As ASIC has been charged with the responsibility of overseeing the AFCA, the regulator has now released an updated guidance on the guidelines through which the new body will operate. ASIC is attempting to ensure a smooth transition to AFCA, and therefore is vying to provide companies and the public with as much information as possible.
ASIC Deputy Chairman Peter Kell commented on the updated guide: “ASIC is issuing draft updated RG 139 now as we believe that clarity about ASIC’s policy approach at this stage of the transition will assist all stakeholders. It will also enable ASIC to take into account and respond to any emerging issues that arise during the transition period.”
AFCA Still Making Changes
The official commencement of the AFCA has been designated for November 1 at the latest.
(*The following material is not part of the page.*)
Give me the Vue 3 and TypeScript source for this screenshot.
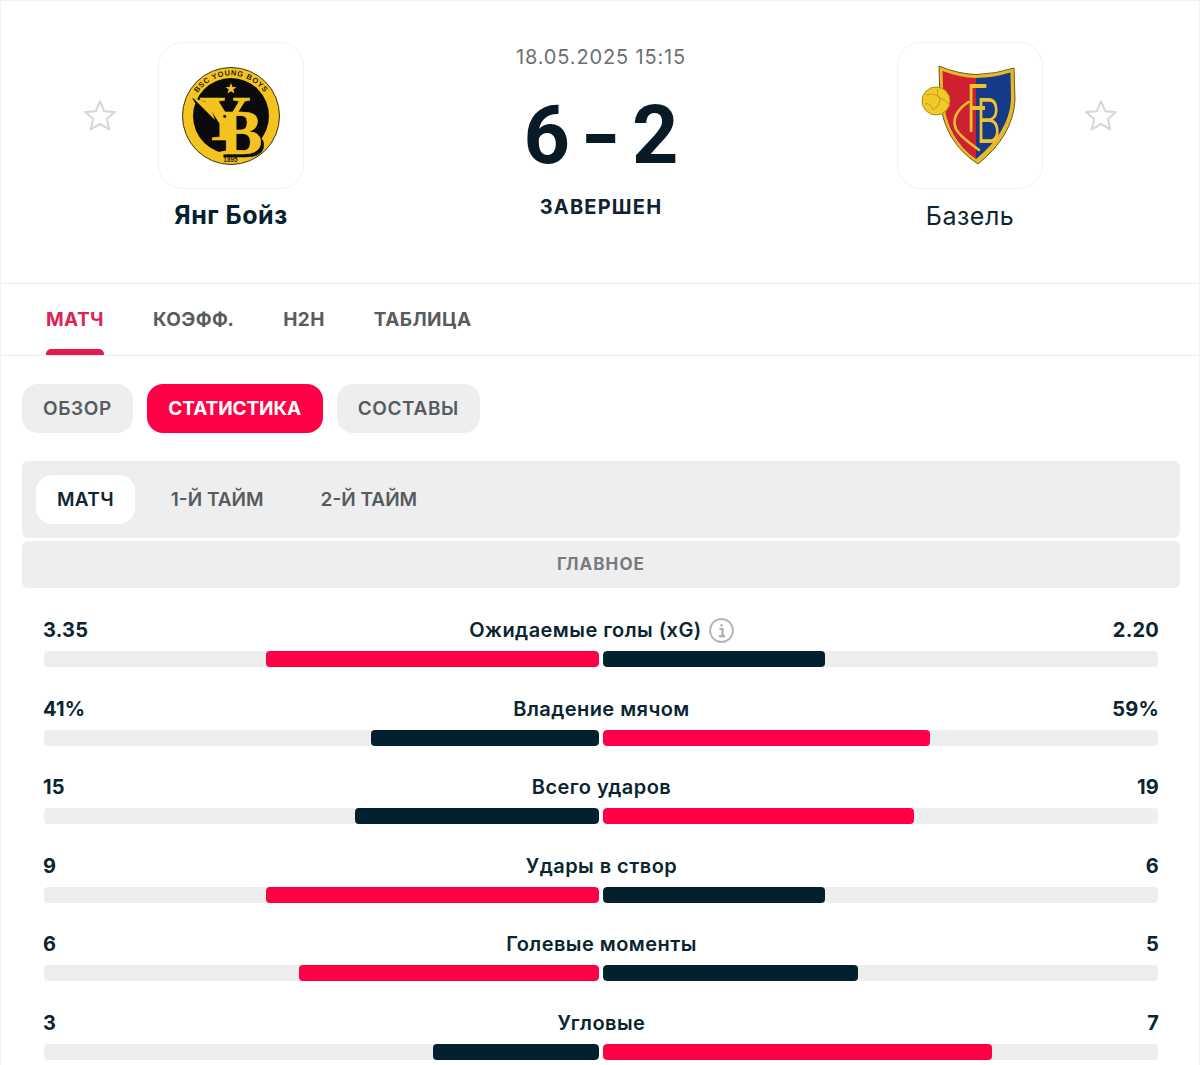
<script setup lang="ts">
interface Stat { label: string; left: string; right: string; a: number; b: number; info?: boolean }
const stats: Stat[] = [
  { label: 'Ожидаемые голы (xG)', left: '3.35', right: '2.20', a: 60, b: 40, info: true },
  { label: 'Владение мячом', left: '41%', right: '59%', a: 41, b: 59 },
  { label: 'Всего ударов', left: '15', right: '19', a: 44, b: 56 },
  { label: 'Удары в створ', left: '9', right: '6', a: 60, b: 40 },
  { label: 'Голевые моменты', left: '6', right: '5', a: 54, b: 46 },
  { label: 'Угловые', left: '3', right: '7', a: 30, b: 70 },
]
const starPath = 'M16 3.2l3.7 8.6 9.3.8-7 6.1 2.1 9.1L16 23l-8.1 4.8 2.1-9.1-7-6.1 9.3-.8z'
</script>

<template>
  <div class="page">
    <header class="head">
      <div class="side">
        <svg class="star" viewBox="2 2 28 28"><path :d="starPath" /></svg>
        <div class="team">
          <div class="logo">
            <svg width="112" height="112" viewBox="0 0 112 112" class="crest-yb">
              <defs><path id="ybarc" d="M56 56m-40.5 0a40.5 40.5 0 0 1 81 0" /></defs>
              <circle cx="56" cy="56" r="48.5" fill="#f4c320" stroke="#3a3112" stroke-width="1" />
              <circle cx="56" cy="56" r="38" fill="#0b0b0b" />
              <text class="yb-ring"><textPath href="#ybarc" startOffset="50%" text-anchor="middle">BSC YOUNG BOYS</textPath></text>
              <text x="55.5" y="102" class="yb-year" text-anchor="middle">1895</text>
              <polygon points="56,23 57.5,27 61.500,27 58.300,29.600 59.500,33.500 56,31.200 52.500,33.500 53.700,29.600 50.500,27 54.500,27" fill="#f4c320" />
              <path d="M17 38l20 7 6 26-10-8z" fill="#0b0b0b" />
              <path d="M18 38L34 43L40 60Z" fill="#f4c320" />
              <text x="50" y="80" class="yb-l" text-anchor="middle" textLength="52" lengthAdjust="spacingAndGlyphs">Y</text>
              <text x="69" y="96.500" class="yb-b yb-shadow" text-anchor="middle">B</text>
              <text x="66" y="94" class="yb-b" text-anchor="middle">B</text>
            </svg>
          </div>
          <div class="name strong">Янг Бойз</div>
        </div>
      </div>

      <div class="center">
        <div class="date">18.05.2025 15:15</div>
        <div class="score"><span>6</span><span class="dash">-</span><span>2</span></div>
        <div class="status">ЗАВЕРШЕН</div>
      </div>

      <div class="side">
        <div class="team">
          <div class="logo">
            <svg width="108" height="112" viewBox="0 0 108 112">
              <path d="M23 6Q42 14 60 14.500Q80 14 98 8L99 40Q97 76 62 104Q28 82 24 40z" fill="#e6b92a" stroke="#6b5a1a" stroke-width="1" />
              <path d="M26.500 11Q44 17.500 60 18V99Q31 79 27.500 40z" fill="#cf2030" />
              <path d="M60 18Q78 17.500 94.500 12.500L95 40Q93 72 60 99z" fill="#143a88" />
              <path d="M52.500 42C40 50 36 60 40 69C44 77 53 82 63 90" fill="none" stroke="#efc232" stroke-width="2.600" stroke-linecap="round" />
              <text x="50" y="72" class="fb-l" font-size="66" textLength="23" lengthAdjust="spacingAndGlyphs">F</text>
              <text x="60" y="83" class="fb-l" font-size="62" textLength="25" lengthAdjust="spacingAndGlyphs">B</text>
              <circle cx="20" cy="41" r="14" fill="#f0cb28" stroke="#a88c1c" stroke-width="1" />
              <path d="M10 35Q18 32 24 38M22 29Q20 36 24 38M24 38Q24 46 17 50M24 38Q30 40 33 44M9 44Q14 42 17 50" fill="none" stroke="#a88c1c" stroke-width="0.700" />
            </svg>
          </div>
          <div class="name">Базель</div>
        </div>
        <svg class="star" viewBox="2 2 28 28"><path :d="starPath" /></svg>
      </div>
    </header>

    <nav class="nav">
      <a class="nav-item on">МАТЧ</a>
      <a class="nav-item">КОЭФФ.</a>
      <a class="nav-item">Н2Н</a>
      <a class="nav-item">ТАБЛИЦА</a>
    </nav>

    <div class="pills">
      <button class="pill">ОБЗОР</button>
      <button class="pill on">СТАТИСТИКА</button>
      <button class="pill">СОСТАВЫ</button>
    </div>

    <div class="periods">
      <button class="period on">МАТЧ</button>
      <button class="period">1-Й ТАЙМ</button>
      <button class="period">2-Й ТАЙМ</button>
    </div>
    <div class="section">ГЛАВНОЕ</div>

    <section class="stats">
      <div v-for="s in stats" :key="s.label" class="stat">
        <div class="stat-top">
          <span class="val">{{ s.left }}</span>
          <span class="label">
            {{ s.label }}
            <svg v-if="s.info" class="info" viewBox="0 0 24 24">
              <circle cx="12" cy="12" r="11" fill="none" stroke="#b4b4b4" stroke-width="1.800" />
              <path d="M10 10.500h3v7M9.500 17.500h6M12 6v2.200" fill="none" stroke="#a8a8a8" stroke-width="2" />
            </svg>
          </span>
          <span class="val">{{ s.right }}</span>
        </div>
        <div class="bars">
          <div class="half left"><div class="fill" :class="{ red: s.a > s.b }" :style="{ width: s.a + '%' }"></div></div>
          <div class="half"><div class="fill" :class="{ red: s.b > s.a }" :style="{ width: s.b + '%' }"></div></div>
        </div>
      </div>
    </section>
  </div>
</template>

<style>
html, body { margin: 0; background: #fff; }
</style>

<style scoped>
.page {
  width: 1200px;
  height: 1065px;
  overflow: hidden;
  box-sizing: border-box;
  background: #fff;
  border-top: 1px solid #f0f0f0;
  border-left: 1px solid #f2f2f2;
  border-right: 1px solid #f2f2f2;
  font-family: Inter, "Noto Sans", sans-serif;
  color: #03202f;
}
.head {
  height: 283px;
  box-sizing: border-box;
  padding: 41px 82px 0 83px;
  display: flex;
  justify-content: space-between;
  border-bottom: 1px solid #eeeeee;
}
.side { display: flex; gap: 42px; align-items: flex-start; width: 220px; }
.star { width: 32px; height: 32px; margin-top: 58px; flex: none; }
.star path { fill: #fff; stroke: #d6d6d6; stroke-width: 1.8; stroke-linejoin: round; }
.team { width: 146px; display: flex; flex-direction: column; align-items: center; }
.logo {
  width: 146px;
  height: 147px;
  box-sizing: border-box;
  border: 1.5px solid #f1f1f1;
  border-radius: 24px;
  display: flex;
  align-items: center;
  justify-content: center;
}
.crest-yb text { font-family: "Liberation Serif", serif; }
.crest-yb .yb-ring { font-family: "Liberation Sans", sans-serif; font-size: 7.5px; font-weight: 700; fill: #2a2410; letter-spacing: 0.7px; }
.crest-yb .yb-year { font-family: "Liberation Sans", sans-serif; font-size: 6.5px; font-weight: 700; fill: #2a2410; }
.yb-l { font-size: 64px; font-weight: 700; fill: #f4c320; stroke: #f4c320; stroke-width: 0.6px; }
.yb-b { font-size: 64px; font-weight: 700; fill: #f4c320; stroke: #f4c320; stroke-width: 0.6px; }
.crest-yb .yb-shadow { fill: #0b0b0b; stroke: #0b0b0b; }
.fb-l { font-family: Inter, sans-serif; font-weight: 300; fill: #efc232; }
.name { margin-top: 12px; font-size: 25px; line-height: 30px; letter-spacing: 0.5px; white-space: nowrap; color: #0d2530; }
.name.strong { margin-top: 11px; font-weight: 700; color: #03202f; }
.center { flex: 1; display: flex; flex-direction: column; align-items: center; padding-left: 1px; }
.date { margin-top: 1px; font-size: 20px; line-height: 28px; letter-spacing: 0.85px; color: #6c6f72; white-space: nowrap; }
.score {
  margin-top: 25px;
  height: 80px;
  display: flex;
  gap: 14px;
  justify-content: center;
  font-family: Roboto, sans-serif;
  font-weight: 700;
  font-size: 81px;
  line-height: 80px;
  color: #071a26;
}
.dash { width: 34px; text-align: center; transform: scaleX(1.3); }
.status { margin-top: 17px; font-size: 20px; line-height: 28px; font-weight: 700; letter-spacing: 1.2px; color: #10232e; }
.nav {
  height: 72px;
  box-sizing: border-box;
  padding-left: 45px;
  display: flex;
  gap: 49px;
  border-bottom: 1px solid #eeeeee;
}
.nav-item {
  position: relative;
  line-height: 71px;
  font-size: 19px;
  font-weight: 700;
  letter-spacing: 0.4px;
  color: #565c60;
}
.nav-item.on { color: #dd2355; }
.nav-item.on::after {
  content: "";
  position: absolute;
  left: 0;
  right: 0;
  bottom: 0;
  height: 6px;
  border-radius: 5px 5px 0 0;
  background: #e6194f;
}
.pills { display: flex; gap: 14px; padding: 28px 0 0 21px; }
button { font-family: inherit; border: 0; padding: 0; cursor: pointer; }
.pill {
  height: 49px;
  padding: 0 21px;
  border-radius: 16px;
  background: #eeeeee;
  color: #555b5f;
  font-size: 19px;
  font-weight: 600;
  letter-spacing: 0.6px;
}
.pill.on { background: #ff0046; color: #fff; letter-spacing: -0.1px; padding: 0 21.5px; font-weight: 700; }
.periods {
  margin: 28px 19px 0 21px;
  height: 77px;
  box-sizing: border-box;
  padding: 14px;
  display: flex;
  gap: 1px;
  background: #eeeeee;
  border-radius: 6px;
}
.period {
  height: 49px;
  padding: 0 21px;
  border-radius: 16px;
  background: transparent;
  color: #555b5f;
  font-size: 19px;
  font-weight: 600;
  letter-spacing: 0;
  margin-right: 14px;
}
.period.on { background: #fff; color: #10262f; letter-spacing: 0.3px; }
.section {
  margin: 3px 19px 0 21px;
  height: 47px;
  line-height: 47px;
  text-align: center;
  background: #eeeeee;
  border-radius: 6px;
  font-size: 17px;
  font-weight: 700;
  letter-spacing: 1.1px;
  color: #777b7e;
}
.stats {
  margin: 27px 41px 0 43px;
  display: flex;
  flex-direction: column;
  gap: 26.6px;
}
.stat { height: 52px; display: flex; flex-direction: column; justify-content: space-between; }
.stat-top { height: 30px; display: flex; justify-content: space-between; align-items: center; position: relative; margin: 0 -1px 0 -1px; }
.val { font-size: 20px; font-weight: 700; letter-spacing: 0.2px; color: #0a2530; }
.label {
  position: absolute;
  left: 1px;
  right: 0;
  top: 0;
  height: 30px;
  display: flex;
  align-items: center;
  justify-content: center;
  gap: 7px;
  font-size: 20px;
  font-weight: 600;
  letter-spacing: 0.45px;
  color: #0a2530;
}
.info { width: 25px; height: 25px; }
.bars { display: flex; gap: 4px; height: 16px; }
.half { flex: 1; display: flex; background: #eeeeee; border-radius: 4px; overflow: hidden; }
.half.left { justify-content: flex-end; }
.fill { background: #03202f; border-radius: 4px; }
.fill.red { background: #ff0046; }
</style>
By then, there are still several tasks that must be completed in order for the new organization to be operable. The Minister of Finance must first approve of the AFCA. The approval process will be much smoother once all challenges have been met, and there is a comprehensive blueprint for the transition process.
Moreover, the newly established board of the AFCA will first need to consult on the specific terms of reference with which it will operate. The AFCA is said to be seeking consultation on various policy issues during a 5-week period. One of the issues that it is attempting to assess, is the extent to which financial firms would need any transitional relief from obligations pertaining to the disclosure of any external dispute resolutions.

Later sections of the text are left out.